Nov 25, 2015

Are the Pantos Gay?

Before researching my post on Father, Dear Father, I had never heard of a pantomime or panto, in spite of my years of study of English literature and hours of watching British tv. Apparently everyone raised in Britain has fond memories of Christmas pantomimes, but never writes about them or mentions them on tv, almost if as if they're too personal to share with the rest of the world.

The pantomime is a type of musical comedy performed during the Christmas season, using well-known stories.   Next winter, for instance, you will be able to attend the pantos of Cinderella, Jack and the Beanstalk, Peter Pan, Puss in Boots, Aladdin, Dick Whittington, Treasure Island, and Robin Hood (prices range from $12 to $30 U.S.)
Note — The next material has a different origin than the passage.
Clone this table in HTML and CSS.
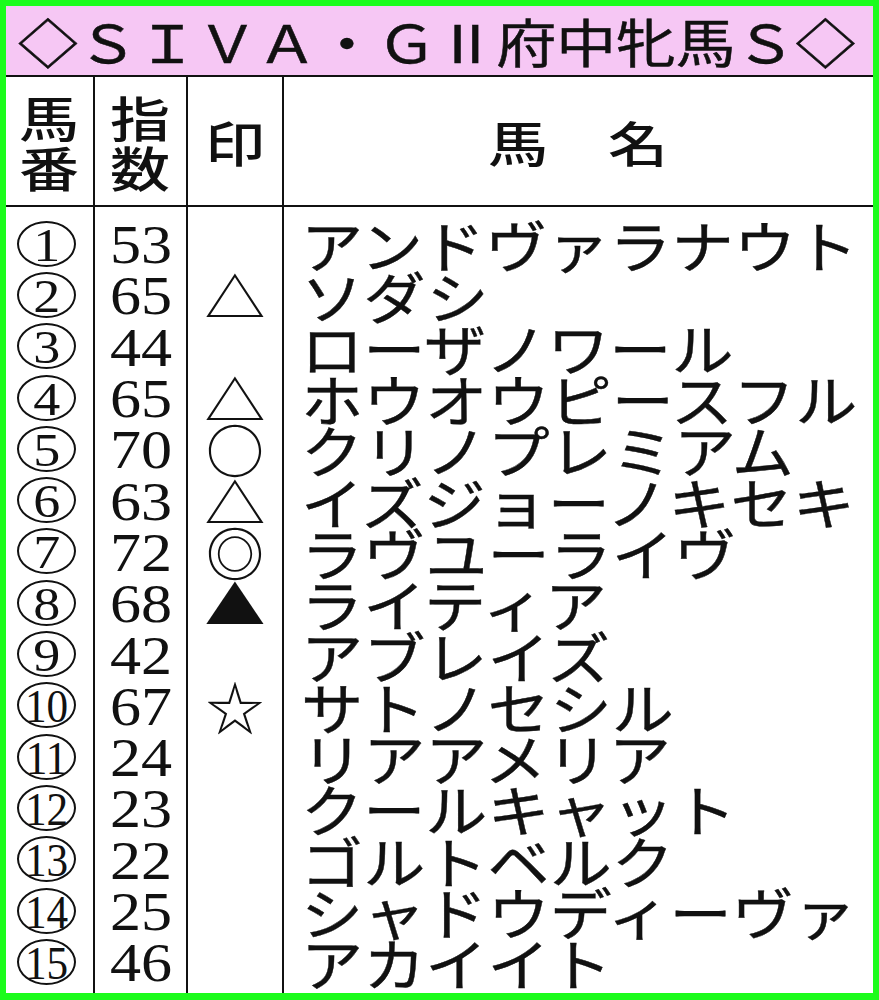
FILE: index.html
```html
<!DOCTYPE html>
<html lang="ja">
<head>
<meta charset="utf-8">
<title>SIVA・GⅡ府中牝馬S</title>
<link rel="stylesheet" href="styles.css">
</head>
<body>
<div class="frame">
  <div class="title"><span class="tt">◇ＳＩＶＡ・ＧⅡ府中牝馬Ｓ◇</span></div>
  <div class="table">
    <div class="cell head"><span class="hd">馬<br>番</span></div>
    <div class="cell head"><span class="hd">指<br>数</span></div>
    <div class="cell head"><span class="hd">印</span></div>
    <div class="cell head last"><span class="hd">馬　名</span></div>

    <div class="cell body nos">
      <div class="row"><span class="circ"><span class="d">1</span></span></div>
      <div class="row"><span class="circ"><span class="d">2</span></span></div>
      <div class="row"><span class="circ"><span class="d">3</span></span></div>
      <div class="row"><span class="circ"><span class="d">4</span></span></div>
      <div class="row"><span class="circ"><span class="d">5</span></span></div>
      <div class="row"><span class="circ"><span class="d">6</span></span></div>
      <div class="row"><span class="circ"><span class="d">7</span></span></div>
      <div class="row"><span class="circ"><span class="d">8</span></span></div>
      <div class="row"><span class="circ"><span class="d">9</span></span></div>
      <div class="row"><span class="circ"><span class="d dd">10</span></span></div>
      <div class="row"><span class="circ"><span class="d dd">11</span></span></div>
      <div class="row"><span class="circ"><span class="d dd">12</span></span></div>
      <div class="row"><span class="circ"><span class="d dd">13</span></span></div>
      <div class="row"><span class="circ"><span class="d dd">14</span></span></div>
      <div class="row"><span class="circ"><span class="d dd">15</span></span></div>
    </div>
    <div class="cell body idx">
      <div class="row"><span class="n">53</span></div>
      <div class="row"><span class="n">65</span></div>
      <div class="row"><span class="n">44</span></div>
      <div class="row"><span class="n">65</span></div>
      <div class="row"><span class="n">70</span></div>
      <div class="row"><span class="n">63</span></div>
      <div class="row"><span class="n">72</span></div>
      <div class="row"><span class="n">68</span></div>
      <div class="row"><span class="n">42</span></div>
      <div class="row"><span class="n">67</span></div>
      <div class="row"><span class="n">24</span></div>
      <div class="row"><span class="n">23</span></div>
      <div class="row"><span class="n">22</span></div>
      <div class="row"><span class="n">25</span></div>
      <div class="row"><span class="n">46</span></div>
    </div>
    <div class="cell body marks">
      <div class="row"></div>
      <div class="row"><span class="m tri">△</span></div>
      <div class="row"></div>
      <div class="row"><span class="m tri">△</span></div>
      <div class="row"><span class="m">○</span></div>
      <div class="row"><span class="m tri">△</span></div>
      <div class="row"><span class="m">◎</span></div>
      <div class="row"><span class="m tri">▲</span></div>
      <div class="row"></div>
      <div class="row"><span class="m">☆</span></div>
      <div class="row"></div>
      <div class="row"></div>
      <div class="row"></div>
      <div class="row"></div>
      <div class="row"></div>
    </div>
    <div class="cell body names last">
      <div class="row"><span class="nm">アンドヴァラナウト</span></div>
      <div class="row"><span class="nm">ソダシ</span></div>
      <div class="row"><span class="nm">ローザノワール</span></div>
      <div class="row"><span class="nm">ホウオウピースフル</span></div>
      <div class="row"><span class="nm">クリノプレミアム</span></div>
      <div class="row"><span class="nm">イズジョーノキセキ</span></div>
      <div class="row"><span class="nm">ラヴユーライヴ</span></div>
      <div class="row"><span class="nm">ライティア</span></div>
      <div class="row"><span class="nm">アブレイズ</span></div>
      <div class="row"><span class="nm">サトノセシル</span></div>
      <div class="row"><span class="nm">リアアメリア</span></div>
      <div class="row"><span class="nm">クールキャット</span></div>
      <div class="row"><span class="nm">ゴルトベルク</span></div>
      <div class="row"><span class="nm">シャドウディーヴァ</span></div>
      <div class="row"><span class="nm">アカイイト</span></div>
    </div>
  </div>
</div>
</body>
</html>
```
FILE: styles.css
```css
html, body {
  margin: 0;
  padding: 0;
  background: #ffffff;
}

.frame {
  width: 879px;
  height: 1000px;
  box-sizing: border-box;
  border: 6px solid #1cfc1c;
  border-bottom-width: 7px;
  background: #ffffff;
  display: flex;
  flex-direction: column;
  color: #111111;
  font-family: "Noto Sans CJK JP", "Noto Sans", sans-serif;
}

.title {
  height: 69px;
  flex: none;
  background: #f6c7f4;
  border-bottom: 2px solid #111111;
  display: flex;
  align-items: center;
  padding-left: 12px;
}

.tt {
  display: inline-block;
  font-size: 52px;
  line-height: 69px;
  font-weight: 400;
  -webkit-text-stroke: 0.5px #111111;
  white-space: nowrap;
  transform: scaleX(1.15);
  transform-origin: left center;
}

.table {
  flex: 1;
  display: grid;
  grid-template-columns: 89px 93px 96px 1fr;
  grid-template-rows: 130px 1fr;
}

.cell {
  box-sizing: border-box;
  border-right: 2px solid #111111;
}

.cell.last {
  border-right: none;
}

.head {
  border-bottom: 2px solid #111111;
  display: flex;
  align-items: center;
  justify-content: center;
}

.hd {
  display: inline-block;
  font-size: 48px;
  line-height: 50px;
  font-weight: 500;
  text-align: center;
  transform: scaleX(1.25);
  white-space: nowrap;
}

.body {
  padding-top: 11px;
}

.row {
  height: 51.3px;
  display: flex;
  align-items: center;
  justify-content: center;
  white-space: nowrap;
}

.nos .row {
  padding-right: 6px;
}

.circ {
  width: 59px;
  height: 46px;
  box-sizing: border-box;
  border: 2px solid #111111;
  border-radius: 50%;
  display: flex;
  align-items: center;
  justify-content: center;
  font-family: "Liberation Serif", serif;
  font-size: 47px;
  line-height: 42px;
}

.d {
  display: inline-block;
  transform: scaleX(1.15);
  padding-top: 2px;
}

.d.dd {
  transform: scaleX(0.92);
}

.n {
  display: inline-block;
  font-family: "Liberation Serif", serif;
  font-size: 54px;
  line-height: 51px;
  transform: scaleX(1.15);
  padding-top: 4px;
}

.m {
  display: inline-block;
  font-size: 58px;
  line-height: 51px;
}

.m.tri {
  transform: scale(1.05, 0.9);
}

.names .row {
  justify-content: flex-start;
  padding-left: 17px;
}

.nm {
  display: inline-block;
  font-size: 56px;
  line-height: 51px;
  font-weight: 400;
  -webkit-text-stroke: 0.4px #111111;
  transform: scaleX(1.11);
  transform-origin: left center;
}
```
It's important for the basic plot to be familiar, since it will be skewed, augmented with satiric bits, slapstick, references to current events, and ad-lib scenes.  The audience, mostly children, will interact with the cast, boo the villain, ask questions, shout "It's behind you!", and even argue: "Oh, no it isn't!" "Oh, yes it is!."
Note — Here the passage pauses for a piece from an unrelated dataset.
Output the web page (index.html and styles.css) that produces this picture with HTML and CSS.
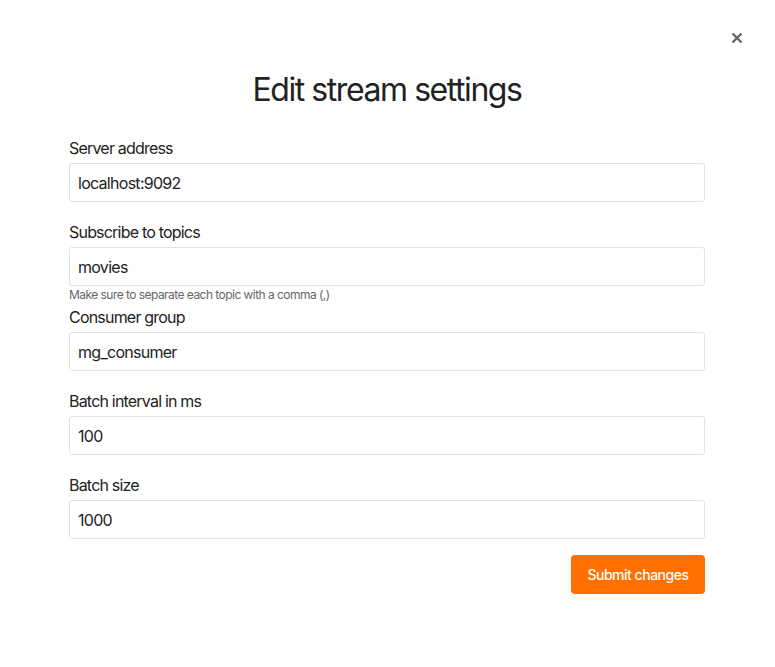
FILE: index.html
```html
<!DOCTYPE html>
<html lang="en">
<head>
<meta charset="utf-8">
<title>Edit stream settings</title>
<link rel="stylesheet" href="styles.css">
</head>
<body>
<div class="modal">
  <button class="close" aria-label="Close">
    <svg width="12" height="12" viewBox="0 0 12 12"><path d="M1.5 1.5 L10.5 10.5 M10.5 1.5 L1.5 10.5" stroke="#666" stroke-width="2.4" stroke-linecap="butt"/></svg>
  </button>
  <div class="content">
    <h1 class="title">Edit stream settings</h1>
    <form class="form">
      <div class="field">
        <label class="label">Server address</label>
        <input class="input" type="text" value="localhost:9092">
      </div>
      <div class="field field-help">
        <label class="label">Subscribe to topics</label>
        <input class="input" type="text" value="movies">
        <div class="help">Make sure to separate each topic with a comma (,)</div>
      </div>
      <div class="field">
        <label class="label">Consumer group</label>
        <input class="input" type="text" value="mg_consumer">
      </div>
      <div class="field">
        <label class="label">Batch interval in ms</label>
        <input class="input" type="text" value="100">
      </div>
      <div class="field field-last">
        <label class="label">Batch size</label>
        <input class="input" type="text" value="1000">
      </div>
      <div class="actions">
        <button type="button" class="submit">Submit changes</button>
      </div>
    </form>
  </div>
</div>
</body>
</html>
```
FILE: styles.css
```css
* { box-sizing: border-box; }
html, body { margin: 0; padding: 0; background: #fff; }
body { font-family: Inter, "Noto Sans", sans-serif; color: #222; }
.modal { position: relative; width: 775px; height: 667px; }
.close {
  position: absolute; top: 32px; right: 32px;
  width: 12px; height: 12px; padding: 0; border: 0; background: none;
  display: flex; cursor: pointer;
}
.content { width: 636px; margin: 0 0 0 69px; padding-top: 70px; }
.title {
  margin: 0 0 30px; font-size: 32px; font-weight: 400; line-height: normal;
  letter-spacing: -0.045em; text-align: center; color: #222;
}
.form { display: flex; flex-direction: column; }
.field { display: flex; flex-direction: column; margin-bottom: 21px; }
.field-help { margin-bottom: 6px; }
.field-last { margin-bottom: 16px; }
.label { font-size: 16px; line-height: 19px; margin-bottom: 5px; color: #222; letter-spacing: -0.05em; }
.input {
  height: 39px; width: 100%; border: 1px solid #e2e2e2; border-radius: 3px;
  padding: 0 8px; font: 16px Inter, sans-serif; letter-spacing: -0.045em; color: #222; outline: none;
}
.help { font-size: 12px; line-height: 15px; margin-top: 1px; color: #666; letter-spacing: -0.045em; }
.actions { display: flex; justify-content: flex-end; }
.submit {
  width: 134px; height: 39px; border: 0; border-radius: 4px;
  background: #ff7000; color: #fff; font: 500 14px Inter, sans-serif; letter-spacing: -0.035em;
}
```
There are five standard characters, plus a chorus and various comedic players:
1. The Principal Boy, traditionally played by a girl in drag, but now more often a tv star, such as Ray Quinn of The X Factor as Aladdin (top photo), or a boy band hunk.

That explains why, when I saw Peter Pan back in the 1960s, Peter was played by Mary Martin.  And why the audience had to shout "I believe in fairies" to save Tinker Belle's life.  Panto roots.  But it doesn't explain the creepy dog in the nanny cap, or why people who aren't sick need to take "medicine."

2. The Dame, usually the Main Boy's mother, traditionally played by a man in drag.

3. The Comic Lead, the Main Boy's zany friend or servant, often played by another celebrity, such as Robin Askwith, or wrestler Nick Aldis as the Genie in Aladdin (left).

4. The Love Interest, an attractive woman with whom the Principal Boy will find love. If the original story lacks hetero-romance, not to worry, one will be added.  For instance, in the Wizard of Oz panto, Dorothy falls in love with Elvis.

5. The Villain, male, female, or a drag performer.

Questions immediately arise: why the drag?  What does it mean to watch a woman in male drag fall in love with a woman?  Does it ameliorate the heterosexism of the boy-and-girl plotline?  Are the pantos gay?

Maybe not.  Maybe the drag serves to accentuate rather than challenge gender norms.

Although there have been pantos for adult gay audiences, such as Peta Pan (a lesbian version of Peter Pan), Get Aladdin, and Snow White and the Seven Poofs, two gay writers who grew up with the pantos felt that they weren't "for us."

And attempts to incorporate gay characters or situations into the traditional panto have met with hysterical hand-wringing of the "It's for kids!!!!" sort.

If you still haven't met your beefcake quota after seeing a panto, check out the Boxing Day Dips, hundreds of people -- mostly cute guys -- dashing into the ocean nude, or at least wearing as little as the censors will allow.